As Banks called for a vote on the community center, he sought to make it clear he hopes the Bolden house will eventually be preserved. “I am going to ask that we do approve this,” he said of the community center, “but I need to be very clear that the idea of preserving our heritage and culture is something central to me.”
Banks said that he has been assured by St. Stephen pastor Debra B. Morton that the Bolden home will eventually be renovated. Banks went on to suggest that the preservationists collaborate with the church to find the money for the project.
During public comments ahead of the vote, Stacey Bridewell told members the preservation of New Orleans’ architecture is, in part, what draws newcomers to the city. “I came here for this,” she said. Bridewell went on to say that she knows she’s “an outsider,” but she believes the culture of her adopted home is “very special.”
“We are rapidly losing these physical markers of our history,” she added.
Banks, once king of the Zulu Social Aid and Pleasure Club, responded by acknowledging the preservationists’ commitment, but he also emphasized that newcomers were not alone in their devotion to the city.
“I hear you in terms of your passion and commitment to the culture,” Banks said, “but before many of you got here, I was already there.”
In the aftermath of Thursday’s meeting, Banks was stung with social media criticism for not leaning more heavily on the church to take action on the Bolden property. McCusker aired his views on Twitter.
Jay @cmjayhbanks: New Orleans City Councilman is the man who drove one of the last nails in the coffin of saving Buddy Bolden’s home in New Orleans. He ignored the case put before him and belittled the people who took hours out of thier day speak before the council. pic.twitter.com/w5Jse2Nf2M
— NOAntiquePhonographs (@NOLAPhonographs) August 24, 2018
Banks tweeted his response:
Mr. McCusker, I thank you for your time & passion about the Bolden home. Your concerns were heard & I not only suggested it but I agreed to be present at & facilitate the meeting. I came & spoke to you about the importance of preserving our history, a history Im proud of. https://t.co/ZEWQo4U9lO
At least two plans are afoot to save Bolden’s home. Erin Holmes, the Advocacy Coordinator for the Preservation Resource Center announced during the City Council meeting that the PRC was in discussions with the church on “a short-term plan to stabilize the house.”

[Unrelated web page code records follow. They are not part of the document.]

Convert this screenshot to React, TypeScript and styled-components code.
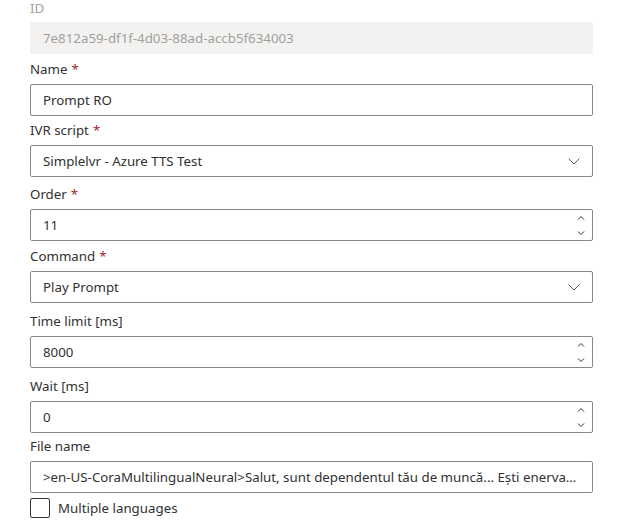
import { FC, ReactNode } from 'react'
import styled, { createGlobalStyle } from 'styled-components'

const GlobalStyle = createGlobalStyle`
  html, body {
    margin: 0;
    padding: 0;
    background: #ffffff;
  }
  body {
    font-family: 'Noto Sans', 'Open Sans', sans-serif;
    -webkit-font-smoothing: antialiased;
  }
`

interface IField {
  label: string
  required?: boolean
  disabled?: boolean
  offset?: number
  children: ReactNode
}

const Field: FC<IField> = ({ label, required, disabled, offset = 0, children }) => (
  <FieldWrapper $offset={offset}>
    <Label $disabled={disabled}>
      {label}
      {required && <Required>*</Required>}
    </Label>
    {children}
  </FieldWrapper>
)

const ChevronDown = () => (
  <svg width="12" height="12" viewBox="0 0 12 12" fill="none">
    <path d="M0.5 3.5L6 9L11.5 3.5" stroke="#605e5c" strokeWidth="1" />
  </svg>
)

const Spinner = () => (
  <SpinWrapper>
    <SpinButton>
      <svg width="8" height="6" viewBox="0 0 8 6" fill="none">
        <path d="M1 4.5L4 1.5L7 4.5" stroke="#323130" strokeWidth="1" />
      </svg>
    </SpinButton>
    <SpinButton>
      <svg width="8" height="6" viewBox="0 0 8 6" fill="none">
        <path d="M1 1.5L4 4.5L7 1.5" stroke="#323130" strokeWidth="1" />
      </svg>
    </SpinButton>
  </SpinWrapper>
)

const App: FC = () => {
  return (
    <>
      <GlobalStyle />
      <FormWrapper>
        <FieldWrapper $offset={0}>
          <TopLabel>ID</TopLabel>
          <ReadOnlyBox>7e812a59-df1f-4d03-88ad-accb5f634003</ReadOnlyBox>
        </FieldWrapper>

        <Field label="Name" required>
          <InputBox>
            <TextInput readOnly value="Prompt RO" />
          </InputBox>
        </Field>

        <Field label="IVR script" required offset={-1}>
          <DropdownBox>
            <span>Simplelvr - Azure TTS Test</span>
            <ChevronDown />
          </DropdownBox>
        </Field>

        <Field label="Order" required offset={2}>
          <InputBox>
            <TextInput readOnly value="11" />
            <Spinner />
          </InputBox>
        </Field>

        <Field label="Command" required>
          <DropdownBox>
            <span>Play Prompt</span>
            <ChevronDown />
          </DropdownBox>
        </Field>

        <Field label="Time limit [ms]" offset={3}>
          <InputBox>
            <TextInput readOnly value="8000" />
            <Spinner />
          </InputBox>
        </Field>

        <Field label="Wait [ms]" offset={3}>
          <InputBox>
            <TextInput readOnly value="0" />
            <Spinner />
          </InputBox>
        </Field>

        <Field label="File name" offset={-2}>
          <InputBox>
            <TextInput
              readOnly
              value=">en-US-CoraMultilingualNeural>Salut, sunt dependentul tău de muncă... Ești enervat..."
            />
          </InputBox>
        </Field>

        <CheckRow>
          <CheckBox />
          <span>Multiple languages</span>
        </CheckRow>
      </FormWrapper>
    </>
  )
}

export default App

const FormWrapper = styled.div`
  display: flex;
  flex-direction: column;
  width: 563px;
  margin: 0 0 0 30px;
  color: #323130;
  font-size: 13.3px;
`
const FieldWrapper = styled.div<{ $offset: number }>`
  display: flex;
  flex-direction: column;
  margin-top: ${({ $offset }) => $offset}px;
`
const TopLabel = styled.label`
  display: block;
  padding: 0 0 6px;
  line-height: 16px;
  color: #a19f9d;
`
const Label = styled.label<{ $disabled?: boolean }>`
  display: block;
  padding: 5px 0;
  line-height: 20px;
  color: ${({ $disabled }) => ($disabled ? '#a19f9d' : '#323130')};
`
const Required = styled.span`
  color: #a4262c;
  padding-left: 4px;
`
const ReadOnlyBox = styled.div`
  height: 32px;
  box-sizing: border-box;
  padding: 0 13px;
  display: flex;
  align-items: center;
  background: #f3f2f1;
  color: #a19f9d;
`
const InputBox = styled.div`
  height: 32px;
  box-sizing: border-box;
  border: 1px solid #8a8886;
  border-radius: 2px;
  display: flex;
  align-items: stretch;
  background: #ffffff;
`
const TextInput = styled.input`
  flex: 1;
  min-width: 0;
  border: none;
  outline: none;
  background: none;
  padding: 0 12px;
  font: inherit;
  color: #323130;
  text-overflow: ellipsis;
`
const DropdownBox = styled.div`
  height: 32px;
  box-sizing: border-box;
  border: 1px solid #8a8886;
  border-radius: 2px;
  display: flex;
  align-items: center;
  justify-content: space-between;
  padding: 0 12px;
  span {
    white-space: nowrap;
  }
`
const SpinWrapper = styled.div`
  display: flex;
  flex-direction: column;
  width: 23px;
`
const SpinButton = styled.div`
  flex: 1;
  display: flex;
  align-items: center;
  justify-content: center;
`
const CheckRow = styled.div`
  display: flex;
  align-items: center;
  gap: 8px;
  margin-top: 5px;
`
const CheckBox = styled.div`
  width: 20px;
  height: 20px;
  box-sizing: border-box;
  border: 1px solid #323130;
  border-radius: 2px;
`
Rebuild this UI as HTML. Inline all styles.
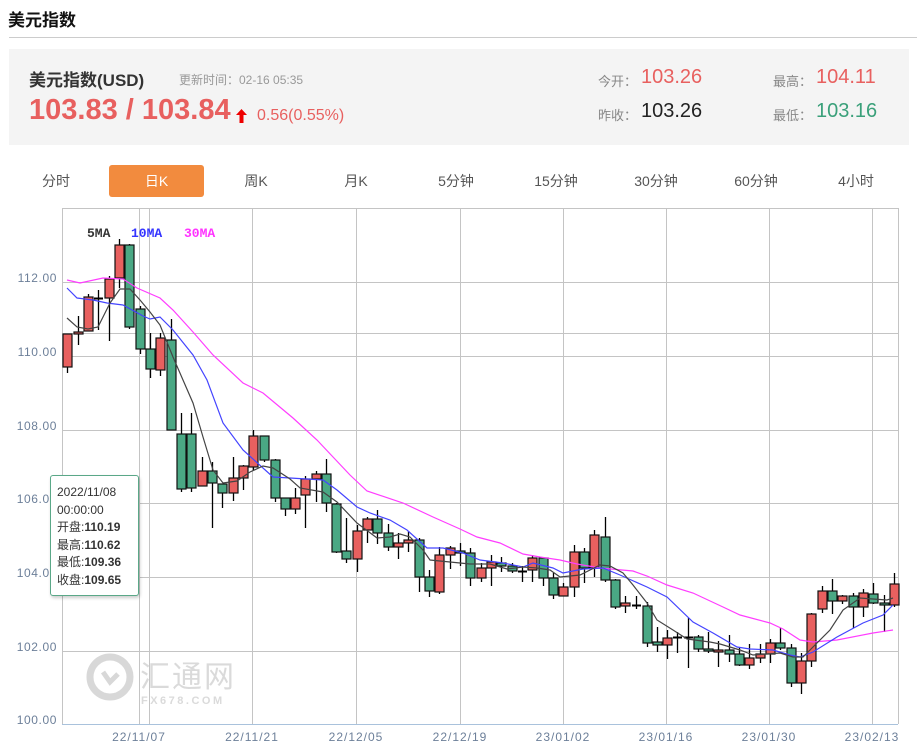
<!DOCTYPE html>
<html><head><meta charset="utf-8">
<style>
*{margin:0;padding:0;box-sizing:border-box}
body{width:917px;height:753px;background:#fff;font-family:"Liberation Sans","Noto Sans CJK SC",sans-serif;position:relative;overflow:hidden;color:#333}
.a{position:absolute;white-space:nowrap}
.tab{position:absolute;top:165px;width:96px;height:32px;line-height:32px;text-align:center;font-size:14px;color:#555}
</style></head><body>
<div class="a" style="left:8px;top:6px;font-size:17px;font-weight:bold;color:#111">美元指数</div>
<div class="a" style="left:9px;top:37px;width:908px;height:1px;background:#ccc"></div>
<div class="a" style="left:9px;top:49px;width:900px;height:96px;background:#f4f4f4"></div>
<div class="a" style="left:29px;top:66px;font-size:17px;font-weight:bold;color:#333">美元指数(USD)</div>
<div class="a" style="left:179px;top:71px;font-size:12px;color:#999">更新时间：02-16 05:35</div>
<div class="a" style="left:29px;top:94px;font-size:29px;font-weight:bold;color:#e8605f">103.83 / 103.84</div>
<svg class="a" style="left:236px;top:109px" width="11" height="14"><path d="M5.5 0 L11 6 L7.5 6 L7.5 14 L3.5 14 L3.5 6 L0 6Z" fill="#e00"/></svg>
<div class="a" style="left:257px;top:107px;font-size:16px;color:#e8605f">0.56(0.55%)</div>
<div class="a" style="left:598px;top:71px;font-size:13px;color:#888">今开：</div>
<div class="a" style="left:641px;top:66px;font-size:20px;color:#e8605f">103.26</div>
<div class="a" style="left:598px;top:105px;font-size:13px;color:#888">昨收：</div>
<div class="a" style="left:641px;top:100px;font-size:20px;color:#222">103.26</div>
<div class="a" style="left:773px;top:71px;font-size:13px;color:#888">最高：</div>
<div class="a" style="left:816px;top:66px;font-size:20px;color:#e8605f">104.11</div>
<div class="a" style="left:773px;top:105px;font-size:13px;color:#888">最低：</div>
<div class="a" style="left:816px;top:100px;font-size:20px;color:#3aa07a">103.16</div>

<div class="tab" style="left:8px">分时</div>
<div class="tab" style="left:109px;width:95px;background:#f28b3e;color:#fff;border-radius:3px">日K</div>
<div class="tab" style="left:208px">周K</div>
<div class="tab" style="left:308px">月K</div>
<div class="tab" style="left:408px">5分钟</div>
<div class="tab" style="left:508px">15分钟</div>
<div class="tab" style="left:608px">30分钟</div>
<div class="tab" style="left:708px">60分钟</div>
<div class="tab" style="left:808px">4小时</div>

<svg id="ch" class="a" style="left:0;top:0" width="917" height="753"></svg>

<div class="a" style="left:50px;top:475px;width:89px;height:121px;background:#fff;border:1.5px solid #5aa888;border-radius:3px;box-shadow:1px 2px 3px rgba(0,0,0,.2);font-size:12px;line-height:17.5px;padding:8px 0 0 6px;color:#333">
2022/11/08<br>00:00:00<br>开盘:<b>110.19</b><br>最高:<b>110.62</b><br>最低:<b>109.36</b><br>收盘:<b>109.65</b></div>

<script>
var s='';
function L(x1,y1,x2,y2,c,w){s+='<line x1="'+x1+'" y1="'+y1+'" x2="'+x2+'" y2="'+y2+'" stroke="'+c+'" stroke-width="'+(w||1)+'"/>';}
[282,333,356,430,503,577,651].forEach(function(y){L(62,y+.5,898,y+.5,'#c4c4c4')});
L(62,208.5,898,208.5,'#c4c4c4');
[62,139,149,252,356,460,563,666,769,872,898].forEach(function(x){L(x+.5,208,x+.5,724,'#c4c4c4')});
L(62,724.5,898,724.5,'#a9c2dc');
[[112,282],[110,356],[108,430],[106,503],[104,577],[102,651],[100,724]].forEach(function(a){
s+='<text x="57" y="'+(a[1])+'" text-anchor="end" font-size="12" letter-spacing="0.6" fill="#6c7f99" font-family="Liberation Sans">'+a[0].toFixed(2)+'</text>';});
[['22/11/07',139],['22/11/21',252],['22/12/05',356],['22/12/19',460],['23/01/02',563],['23/01/16',666],['23/01/30',769],['23/02/13',872]].forEach(function(a){
s+='<text x="'+a[1]+'" y="741" text-anchor="middle" font-size="12" letter-spacing="1" fill="#6c7f99" font-family="Liberation Sans">'+a[0]+'</text>';});
s+='<g opacity="0.8"><circle cx="110" cy="677" r="20" fill="none" stroke="#cfcfcf" stroke-width="7"/><path d="M103 672 L110 682 L118 674" fill="none" stroke="#cfcfcf" stroke-width="5"/>';
s+='<text x="140" y="687" font-size="30" fill="#d2d2d2" font-family="Noto Sans CJK SC" letter-spacing="2">汇通网</text>';
s+='<text x="141" y="704" font-size="11" fill="#d2d2d2" font-family="Liberation Sans" font-weight="bold" letter-spacing="2.5">FX678.COM</text></g>';
var C=[[67,334,367,334,373,'r'],[78,332,334,316,345,'r'],[88,297,331,294,331,'r'],[98,298,298,290,330,'d'],[109,279,298,276,341,'r'],[119,245,278,239,288,'r'],[129,245,327,244,329,'g'],[140,309,349,306,354,'g'],[150,349,369,333,378,'g'],[160,338,370,333,376,'r'],
[171,340,430,319,430,'g'],[181,434,489,413,492,'g'],[191,434,488,413,492,'g'],[202,471,486,457,486,'r'],[212,471,483,462,528,'g'],[222,484,493,484,508,'g'],[233,478,493,457,501,'r'],[243,466,478,465,490,'r'],[253,436,467,430,470,'r'],[264,436,460,436,462,'g'],
[275,460,498,459,502,'g'],[285,498,509,498,516,'g'],[295,498,509,488,514,'r'],[305,479,495,476,528,'r'],[316,474,479,471,502,'r'],[326,474,503,459,512,'g'],[336,504,552,503,553,'g'],[346,551,559,518,563,'g'],[357,531,559,525,572,'r'],[367,519,530,517,543,'r'],
[377,519,533,510,544,'g'],[388,533,547,524,551,'g'],[398,543,547,533,559,'r'],[408,540,543,531,552,'r'],[419,540,577,538,592,'g'],[429,577,591,570,597,'g'],[439,555,592,547,594,'r'],[450,548,555,546,569,'r'],[460,551,553,543,566,'g'],[470,553,578,548,586,'g'],
[481,568,578,563,582,'r'],[491,562,568,555,586,'r'],[501,563,566,557,572,'g'],[512,566,571,563,573,'g'],[522,571,571,566,582,'d'],[532,558,570,555,582,'r'],[543,558,578,557,586,'g'],[553,578,595,573,599,'g'],[563,587,596,583,596,'r'],[574,552,587,545,597,'r'],
[584,552,568,548,583,'g'],[594,535,568,530,577,'r'],[605,537,580,517,582,'g'],[615,580,607,579,609,'g'],[625,603,606,596,613,'r'],[636,605,605,596,609,'d'],[647,606,643,602,647,'g'],[657,642,645,627,652,'g'],[667,638,645,630,659,'r'],[677,637,637,632,653,'d'],
[688,637,637,618,668,'d'],[698,637,649,635,652,'g'],[708,649,651,632,653,'g'],[718,650,652,641,667,'r'],[729,650,654,635,662,'g'],[739,654,665,648,666,'g'],[749,658,665,644,669,'r'],[760,654,658,644,663,'r'],[770,643,654,639,663,'r'],[780,643,648,628,650,'g'],
[791,648,683,644,687,'g'],[801,661,683,653,694,'r'],[811,614,661,613,667,'r'],[822,591,609,586,613,'r'],[832,591,601,579,614,'g'],[842,596,601,595,604,'r'],[853,596,607,593,628,'g'],[863,593,607,589,617,'r'],[873,594,603,583,604,'g'],[884,603,605,595,632,'g'],[894,584,605,573,607,'r']];
C.forEach(function(c){
 L(c[0]+.5,c[3],c[0]+.5,c[4],'#000',1.3);
 var h=c[2]-c[1];
 if(c[5]=='d'||h<2){L(c[0]-4,c[1]+.5,c[0]+5,c[1]+.5,'#000',2);return;}
 var f=c[5]=='r'?'#e8605f':'#4aa884';
 s+='<rect x="'+(c[0]-4)+'" y="'+c[1]+'" width="9" height="'+h+'" fill="'+f+'" stroke="#111" stroke-width="1.2"/>';
});
function P(pts,c){s+='<polyline fill="none" stroke="'+c+'" stroke-width="1.2" points="'+pts+'"/>';}
P('67,280 80,283 103,278 123,279 137,288 160,298 173,310 193,332 213,355 243,383 263,393 293,418 317,440 350,475 367,491 403,503 433,517 460,529 477,537 500,543 523,554 540,557 560,560 577,564 600,568 633,571 647,576 667,585 693,593 723,607 740,615 770,623 783,629 800,640 813,642 837,640 873,633 893,630','#ff3dff');
P('67,288 77,298 93,300 107,303 123,305 143,316 150,319 160,317 173,330 193,355 207,380 223,423 243,450 273,477 290,478 323,480 337,490 357,507 370,513 390,520 407,530 427,548 443,548 463,553 480,560 503,563 523,567 533,563 553,568 563,573 583,569 603,568 620,575 647,587 667,597 693,622 713,633 737,647 750,649 773,650 790,655 800,657 813,652 837,637 863,623 883,615 893,605','#4444ff');
P('67,318 77,327 88,329 98,327 110,303 120,289 130,289 140,300 150,312 160,325 173,357 193,403 203,437 213,470 223,483 237,481 250,472 263,466 273,468 290,479 300,488 323,492 337,502 357,523 377,538 390,537 400,534 410,537 423,550 430,560 450,562 470,564 490,564 507,569 523,567 537,568 550,570 560,577 580,575 600,565 610,566 623,573 633,585 647,603 657,620 673,630 687,639 710,642 720,644 740,650 753,655 767,654 780,653 793,657 803,657 813,647 830,630 843,610 860,598 873,599 887,600 893,598','#444');
s+='<text x="87" y="237" font-size="13" font-weight="bold" fill="#333" font-family="Liberation Mono">5MA</text>';
s+='<text x="131" y="237" font-size="13" font-weight="bold" fill="#3333ff" font-family="Liberation Mono">10MA</text>';
s+='<text x="184" y="237" font-size="13" font-weight="bold" fill="#ff33ff" font-family="Liberation Mono">30MA</text>';
document.getElementById('ch').innerHTML=s;
</script>
</body></html>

Also, Todd James from Mathes Brierre Architects, the firm overseeing the design of the Greater Works Family Life Center project, said that long before Thursday’s City Council meeting, he and musician PJ Morton, the son of the founders of the church, had begun discussing the preservation of the Bolden home and the identical sister shotgun house beside it. They envision a sort of music production workshop for professional and aspiring musicians. A timetable for the renovation has not been established, he said.
After this story was published, Councilman Banks issued a written statement that encapsulated his view of the matter. In it, he referred to the fact that Louis Armstrong’s home had been demolished before being recognized as a cultural keepsake. Banks’ statement read in part: “Unfortunately, irrevocable mistakes have been made in the past, and we have forever lost some of our treasured history, but I am committed to doing all that I can do to make sure that doesn’t happen again. The history of New Orleans’ musical culture must be preserved so that not only visitors can come from around the world, but children can come from around the corner and learn about the magic that makes New Orleans the most wonderful place on the planet.”
Note: This story was updated to include the PRC’s interest in the preservation of the Bolden house and Councilman Banks’ written statement.